After the match, Maradona famously said it was scored "a little with the head of Maradona and a little with the hand of God" — a line that became the most quoted sentence in football history.

Four minutes later, Maradona scored the "Goal of the Century" — a solo run past five English players that remains the greatest individual goal ever scored. In a single match, the same referee missed the most controversial non-goal in history and the most brilliant genuine one.

Legacy: This incident became one of the primary arguments for the introduction of VAR in professional football.


2. The Ghost Goal — Wembley 1966 and the Debate That Never Ended
In the 1966 World Cup final between England and West Germany, Geoff Hurst struck the crossbar in extra time. The ball hit the ground and bounced out. Linesman Tofiq Bahramov of Azerbaijan ruled the ball had crossed the line. The referee awarded the goal.

Germany has always contested this decision. Studies using modern technology in 1996 produced no definitive conclusion. England won 4-2 and claimed their only World Cup title in history.

The lesson: A decision made without technology in 1966 became an argument that has lasted sixty years and will almost certainly never be resolved.


3. Olympic Boxing 1988 — The Scandal That Shook the Sport
At the 1988 Seoul Olympics, American boxer Roy Jones Jr. outland his South Korean opponent Park Si-hun by a staggering margin — 86 scoring punches to 32. Yet three of the five judges awarded the decision to Park.

The International Amateur Boxing Association investigated and confirmed the result was corrupt, punishing three judges. But the outcome was not reversed. Roy Jones Jr. kept his silver medal while the world looked on in disbelief.

Legacy: AIBA undertook major reforms to judging systems and later introduced computerised scoring to reduce the risk of human corruption in scoring decisions.


4. The Birth of VAR — Technology That Changed Football Forever
Video Assistant Referee (VAR) reviews four categories of decision: goals, penalty kicks, red cards and cases of mistaken identity. FIFA trialled the system from 2016 and introduced it officially at the 2018 World Cup in Russia — the first in tournament history to use video review.

The first VAR moment in World Cup history: France vs Australia in 2018 — VAR detected a handball that the referee had missed, awarding a penalty that France converted. The moment confirmed both the promise and the controversy of video technology in football.
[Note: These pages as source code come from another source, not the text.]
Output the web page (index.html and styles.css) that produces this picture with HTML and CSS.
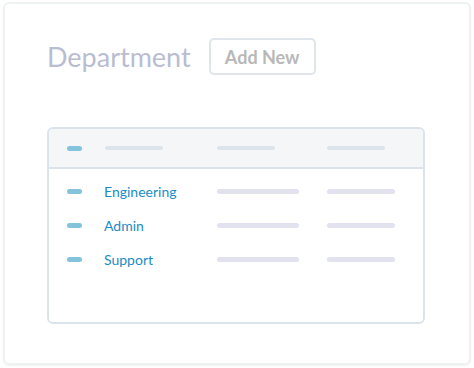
FILE: index.html
```html
<!DOCTYPE html>
<html>
<head>
<meta charset="utf-8">
<link rel="stylesheet" href="styles.css">
</head>
<body>
<div class="card">
  <div class="head">
    <h1 class="title">Department</h1>
    <button class="add">Add New</button>
  </div>
  <div class="table">
    <div class="thead">
      <span class="dot"></span>
      <span class="hbar c1"></span>
      <span class="hbar c2"></span>
      <span class="hbar c3"></span>
    </div>
    <div class="tbody">
      <div class="row"><span class="dot"></span><span class="name">Engineering</span><span class="bar b1"></span><span class="bar b2"></span></div>
      <div class="row"><span class="dot"></span><span class="name">Admin</span><span class="bar b1"></span><span class="bar b2"></span></div>
      <div class="row"><span class="dot"></span><span class="name">Support</span><span class="bar b1"></span><span class="bar b2"></span></div>
    </div>
  </div>
</div>
</body>
</html>
```
FILE: styles.css
```css
html, body { margin: 0; padding: 0; background: #fff; }
body { font-family: Lato, "Open Sans", sans-serif; width: 474px; height: 368px; overflow: hidden; }
.card {
  box-sizing: border-box;
  margin: 2px 0 0 3px;
  width: 468px;
  height: 363px;
  border: 2px solid #eef3f2;
  border-radius: 6px;
  box-shadow: 0 1px 2px rgba(0,0,0,0.06);
  padding: 34px 0 0 42px;
}
.head { display: flex; align-items: center; height: 37px; }
.title {
  margin: 0;
  font-weight: 400;
  font-size: 27px;
  color: #b9bdd1;
  letter-spacing: 0;
}
.add {
  margin-left: 18px;
  box-sizing: border-box;
  width: 107px;
  height: 37px;
  border: 2px solid #dfe5ea;
  border-radius: 5px;
  background: #fff;
  font-family: Lato, sans-serif;
  font-weight: 700;
  font-size: 18px;
  color: #b8b8b8;
  padding: 0;
}
.table {
  box-sizing: border-box;
  margin-top: 52px;
  margin-left: 0;
  width: 378px;
  height: 197px;
  border: 2px solid #dde3ea;
  border-radius: 6px;
  overflow: hidden;
}
.thead {
  height: 38px;
  background: #f4f6f8;
  border-bottom: 2px solid #dde3ea;
  display: flex;
  align-items: center;
  padding-left: 18px;
}
.dot { display: block; width: 15px; height: 5px; border-radius: 3px; background: #84c3dc; flex: none; }
.hbar { display: block; height: 4px; border-radius: 2px; background: #dde3ea; width: 58px; }
.thead .c1 { margin-left: 23px; }
.thead .c2 { margin-left: 54px; }
.thead .c3 { margin-left: 52px; }
.tbody { padding-top: 5px; }
.row { display: flex; align-items: center; height: 34px; padding-left: 18px; }
.name { width: 113px; margin-left: 22px; font-size: 14px; color: #1a8cc6; }
.bar { display: block; height: 5px; border-radius: 3px; background: #e2e2ef; }
.b1 { width: 82px; }
.b2 { width: 68px; margin-left: 28px; }
```
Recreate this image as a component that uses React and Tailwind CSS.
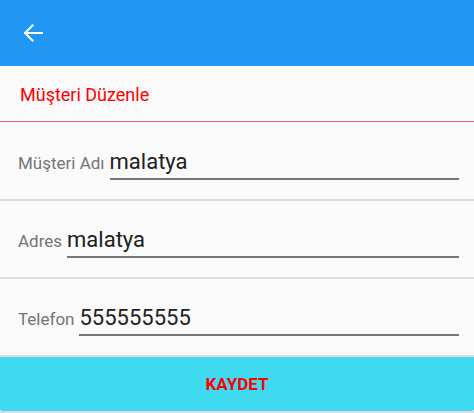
import React from "react";

function Row({ label, value, h }) {
  return (
    <div className={`flex flex-col justify-end pl-[18px] pr-[15px] pb-[19px] ${h}`}>
      <div className="flex items-baseline gap-[5px]">
        <span className="text-[17px] text-[#757575] leading-none">{label}</span>
        <div className="flex-1 border-b-2 border-[#767676] pb-[3px] text-[22px] leading-[26px] text-[#212121]">
          {value}
        </div>
      </div>
    </div>
  );
}

export default function App() {
  return (
    <div className="w-[474px] h-[413px] bg-[#fafafa] flex flex-col" style={{ fontFamily: "Roboto, 'Noto Sans', sans-serif" }}>
      <div className="h-[66px] bg-[#2196f3] flex items-center pl-[23px]">
        <svg width="20" height="18" viewBox="0 0 20 18" fill="none" stroke="white" strokeWidth="2" strokeLinecap="square">
          <path d="M2 9H19" />
          <path d="M9.5 1.5L2 9L9.5 16.5" />
        </svg>
      </div>
      <div className="h-[55px] flex items-center pl-[20px] pt-[2px] text-[18px] text-[#ff0000]">Müşteri Düzenle</div>
      <div className="h-px bg-[#ec5a8c]" />
      <Row label="Müşteri Adı" value="malatya" h="h-[77px]" />
      <div className="h-[2px] bg-[#dcdcdc]" />
      <Row label="Adres" value="malatya" h="h-[76px]" />
      <div className="h-[2px] bg-[#dcdcdc]" />
      <Row label="Telefon" value="555555555" h="h-[76px]" />
      <div className="h-[2px] bg-[#dcdcdc]" />
      <div className="h-[54px] bg-[#3fd9f0] rounded-b-[2px] flex items-center justify-center pt-[2px] text-[17px] font-bold text-[#ff0000]">
        KAYDET
      </div>
      <div className="flex-1 bg-[#dcdcdc]" />
    </div>
  );
}
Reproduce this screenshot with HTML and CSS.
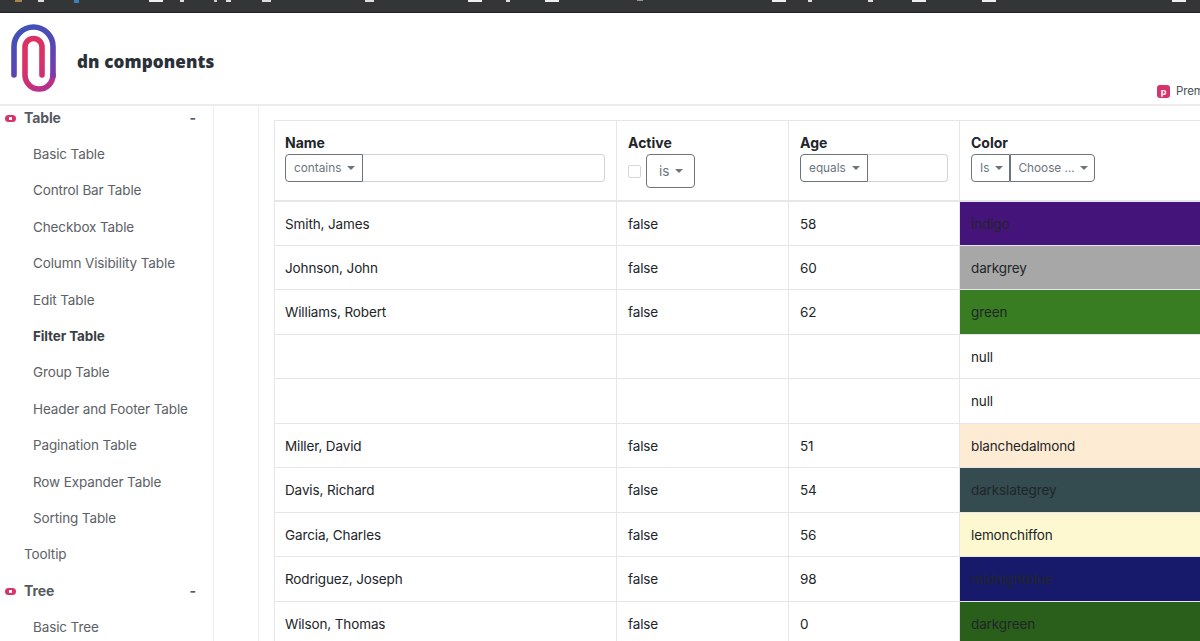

5. Hawk-Eye — The Revolution That Ended Dispute in Tennis
Before Hawk-Eye, line calls in tennis depended entirely on human line judges and umpires — creating years of heated disputes, most famously embodied by John McEnroe's legendary outburst at Wimbledon 1981: "You cannot be serious!" — still one of the most quoted lines in sports history.

Hawk-Eye was introduced to the ATP Tour in 2006 at the US Open, giving each player three challenges per set to contest line calls. The technology transformed the sport, eliminating the most bitter arguments from competitive tennis and increasing trust in the sport's officiating at the highest level.


6. Goal-Line Technology — Answering the Question That Had Waited 50 Years
After the controversy of the 1966 Wembley ghost goal, FIFA waited until 2012 to approve Goal-Line Technology (GLT) and introduced it at the 2014 World Cup in Brazil.

In its very first World Cup application — France vs Honduras — GLT confirmed a Karim Benzema goal that the referee was uncertain about. For the first time in history, technology formally replaced human judgment in deciding whether a ball had crossed the goal line in a World Cup match.


7. Semi-Automated Offside — The Future of Decision-Making
The 2022 World Cup in Qatar introduced Semi-Automated Offside Technology (SAOT) for the first time. The system uses 12 dedicated cameras tracking 29 body points on each player simultaneously, calculating offside decisions in under three seconds — replacing the multi-minute waits that VAR offside checks previously required.

This technology reduced the average offside decision time dramatically and delivered accuracy that no human eye could replicate consistently. It represents the direction sport is moving — not away from human officials, but toward a partnership between human judgment and machine precision.


8. VAR's Failures — Qatar 2022 and Lessons Still Being Learned
For all its benefits, VAR has also created new problems. At the 2022 World Cup, the most criticised decisions involved handball interpretations — specifically the "unintentional" handball rule, which is interpreted differently by different officials, resulting in some penalties being awarded inconsistently and others being missed entirely.

Critics also point to VAR's disruption of match flow, and the communication failure between officials and stadium crowds — situations where fans inside the ground had no idea what was being reviewed or why, undermining the live experience that defines sport at its best.


9. Super Bowl XLVII — When the Lights Went Out
In Super Bowl XLVII between the Baltimore Ravens and San Francisco 49ers in 2013, a power outage plunged the Superdome into darkness for 34 minutes. This was not a refereeing error but became a test of how officials and organisers manage the completely unexpected. The decision on when to resume, how to manage player rest and crowd safety, fell largely to officials — and it became a case study in major sports event management worldwide.


10. The Future — Where Human and Machine Meet
The evolution of officiating technology in sport reflects a world that no longer accepts avoidable error as an inevitable part of competition. Yet the question remains: as technology takes more decisions, where does the human element of sport go?

The trophy awarded to a winning team at the end of a season or tournament — whether the officiating is human or algorithmic — still carries the same meaning it always has. It is the confirmation that achievement was tested, challenged and proven.

That is what a trophy represents. And no technology can change what it means to lift one.